Inspirados pela ideia de advanced medical directives, ou Diretivas Antecipadas de Vontade, o projeto incentivava que fossem criados documentos que os ajudassem a definir e entender suas jornadas com doenças mentais e para superar momentos de crise em suas vidas. Os documentos, frequentemente criados de formas criativas, tinham a intenção de servir não só para os usuários que os criaram, mas também para familiares e amigos que os apoiam, no momento de tomarem conta deles, quando eles não forem capazes de fazer isso por si mesmos.

Durante o desenvolvimento do projeto, Anna ainda conduziu entrevistas e abriu diálogos, não só com o público-alvo do projeto, mas também com profissionais de saúde mental, professores e também com pessoas mais velhas, que sofreram depressão quando estavam na faculdade. Além da pesquisa em livros, sites, blogs pessoais, entre outros.
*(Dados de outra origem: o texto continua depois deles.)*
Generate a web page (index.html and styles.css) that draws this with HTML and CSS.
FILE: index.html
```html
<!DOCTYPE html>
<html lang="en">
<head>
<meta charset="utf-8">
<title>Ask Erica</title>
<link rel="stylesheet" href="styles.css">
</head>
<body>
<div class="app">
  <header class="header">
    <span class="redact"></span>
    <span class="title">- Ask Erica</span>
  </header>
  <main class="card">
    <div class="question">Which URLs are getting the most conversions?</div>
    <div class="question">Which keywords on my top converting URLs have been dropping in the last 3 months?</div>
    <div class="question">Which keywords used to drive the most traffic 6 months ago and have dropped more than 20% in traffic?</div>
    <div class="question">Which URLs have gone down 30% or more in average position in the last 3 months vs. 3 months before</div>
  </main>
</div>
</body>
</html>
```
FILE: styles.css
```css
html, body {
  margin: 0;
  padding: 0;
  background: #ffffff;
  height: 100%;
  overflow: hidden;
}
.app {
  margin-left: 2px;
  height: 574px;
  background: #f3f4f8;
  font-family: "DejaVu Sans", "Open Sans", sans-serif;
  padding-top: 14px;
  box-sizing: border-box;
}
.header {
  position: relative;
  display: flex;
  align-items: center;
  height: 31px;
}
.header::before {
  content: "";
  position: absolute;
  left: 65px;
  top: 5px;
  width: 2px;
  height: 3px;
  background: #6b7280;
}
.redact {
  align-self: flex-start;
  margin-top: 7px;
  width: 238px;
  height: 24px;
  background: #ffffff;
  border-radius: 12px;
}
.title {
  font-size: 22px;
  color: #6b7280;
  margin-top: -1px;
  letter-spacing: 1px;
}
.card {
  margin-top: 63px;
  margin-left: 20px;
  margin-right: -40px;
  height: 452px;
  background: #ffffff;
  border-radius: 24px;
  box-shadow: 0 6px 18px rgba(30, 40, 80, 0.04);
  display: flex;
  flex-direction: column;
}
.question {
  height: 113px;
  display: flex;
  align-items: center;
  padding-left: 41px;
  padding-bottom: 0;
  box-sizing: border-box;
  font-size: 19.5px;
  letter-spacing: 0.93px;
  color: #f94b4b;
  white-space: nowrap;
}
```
A partir dessas experiências (e de muitas outras não relatadas aqui) foi iniciado o desenvolvimento de atividades criativas que pudessem ajudar o público-alvo a entender como a depressão os afeta e como podem se preparar para lidar com os altos e baixos que a depressão pode trazer.

Resultados e aplicações
As sessões realizadas e aplicadas até agora foram individuais, devido ao desejo de privacidade do aluno. No entanto, existe grande potencial para o trabalho ser feito em pequenos grupos. Anna também diz que é uma maneira de fazer o projeto alcançar um número maior de alunos no futuro.

Próximos passos
A designer tem a ideia de desenvolver parcerias com serviços de saúde e aconselhamento de universidades, para que eles forneçam kits para os alunos e se tornem facilitadores do workshop.
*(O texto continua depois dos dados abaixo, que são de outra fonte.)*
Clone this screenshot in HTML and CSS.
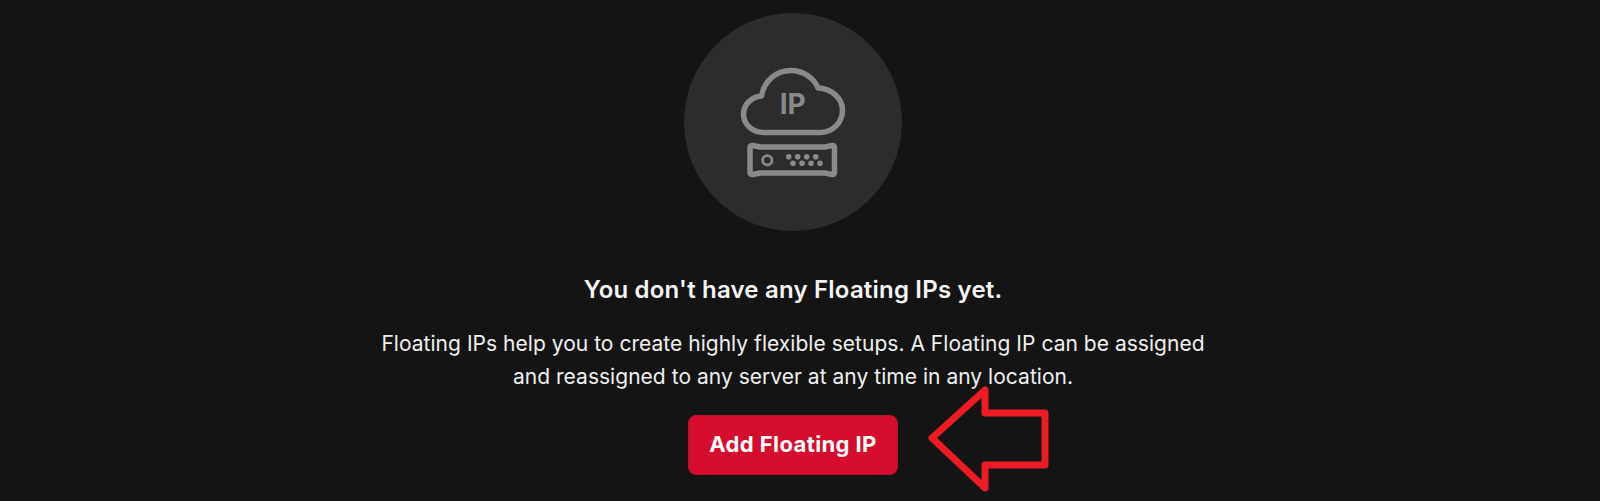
FILE: index.html
```html
<!DOCTYPE html>
<html>
<head>
  <meta charset="utf-8">
  <meta name="viewport" content="width=device-width, initial-scale=1">
  <title>Floating IPs</title>
  <link rel="stylesheet" href="styles.css">
</head>
<body>
<main class="empty">
  <div class="empty-icon">
    <svg class="cloud-ip" viewBox="-2 -3 130 130" width="130" height="130">
      <path class="line" d="M36 72.5H90C103 72.5 112.5 62.5 112.5 50C112.5 38 101 28.5 88 28C84 18 73 10.5 61 10.5C46 10.5 34 21 31.5 36C21 37 13.5 45 13.5 54C13.5 64 22 72.5 34 72.5Z"/>
      <text class="ip" x="62.7" y="54.3" text-anchor="middle">IP</text>
      <path class="line" d="M23 85.5L30 87H95L102 85.5Q104.5 85.5 104.5 88V112Q104.5 114.5 102 114.5L95 113H30L23 114.5Q20 114.5 20 112V88Q20 85.5 23 85.5Z"/>
      <circle class="ring" cx="37.3" cy="100.3" r="4.7"/>
      <g class="dots">
        <circle cx="58.7" cy="96.7" r="2.8"/>
        <circle cx="67.7" cy="96.7" r="2.8"/>
        <circle cx="76.7" cy="96.7" r="2.8"/>
        <circle cx="85.7" cy="96.7" r="2.8"/>
        <circle cx="63" cy="103.3" r="2.8"/>
        <circle cx="72" cy="103.3" r="2.8"/>
        <circle cx="81" cy="103.3" r="2.8"/>
        <circle cx="90" cy="103.3" r="2.8"/>
      </g>
    </svg>
  </div>
  <h2 class="empty-title">You don't have any Floating IPs yet.</h2>
  <p class="empty-text">Floating IPs help you to create highly flexible setups. A Floating IP can be assigned<br>and reassigned to any server at any time in any location.</p>
  <button class="add-btn">Add Floating IP</button>
</main>
<svg class="arrow" viewBox="0 0 130 120" width="130" height="120">
  <path d="M5 58L58 10V33H118V85H58V108Z"/>
</svg>
</body>
</html>
```

FILE: styles.css
```css
html, body {
  margin: 0;
  height: 501px;
  overflow: hidden;
  background: #141414;
}

body {
  position: relative;
  font-family: "Inter", "Liberation Sans", sans-serif;
  color: #f2f2f2;
}

.empty {
  display: flex;
  flex-direction: column;
  align-items: center;
  padding: 13px 14px 0 0;
}

.empty-icon {
  width: 218px;
  height: 218px;
  border-radius: 50%;
  background: #2c2c2c;
  display: flex;
  align-items: center;
  justify-content: center;
}

.cloud-ip .line {
  fill: none;
  stroke: #8a8a8a;
  stroke-width: 5.5;
  stroke-linejoin: round;
}

.cloud-ip .ip {
  font-family: "Inter", sans-serif;
  font-size: 28px;
  font-weight: 700;
  fill: #8a8a8a;
}

.cloud-ip .ring {
  fill: none;
  stroke: #8a8a8a;
  stroke-width: 2.8;
}

.cloud-ip .dots {
  fill: #8a8a8a;
}

.empty-title {
  margin: 44px 0 0;
  font-size: 24px;
  line-height: 30px;
  font-weight: 600;
  letter-spacing: 0.2px;
  color: #f5f5f5;
}

.empty-text {
  margin: 22px 0 0;
  font-size: 21px;
  line-height: 33px;
  letter-spacing: 0.03px;
  text-align: center;
  color: #f0f0f0;
}

.add-btn {
  margin-top: 22px;
  width: 210px;
  height: 60px;
  padding: 0 0 3px;
  border: 1px solid #b5122d;
  border-radius: 8px;
  background: #d50c2d;
  color: #fff;
  font-family: inherit;
  font-size: 22px;
  font-weight: 700;
  letter-spacing: 0.4px;
}

.arrow {
  position: absolute;
  left: 927px;
  top: 380px;
}

.arrow path {
  fill: none;
  stroke: #ed1c24;
  stroke-width: 7;
  stroke-linejoin: round;
}
```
Há também a possibilidade de desenvolvimento de uma plataforma digital, em que os alunos podem encomendar o kit e fazer a sessão de instrução através de uma série de vídeos.

“Mas a longo prazo, acredito que é realmente importante que se construa uma comunidade que conecte os alunos e que eles possam compartilhar suas experiências uns com os outros. Porque é importante que eles reconheçam que não estão sozinhos em suas lutas, e que a depressão é mais comum do que todos pensamos”, finaliza.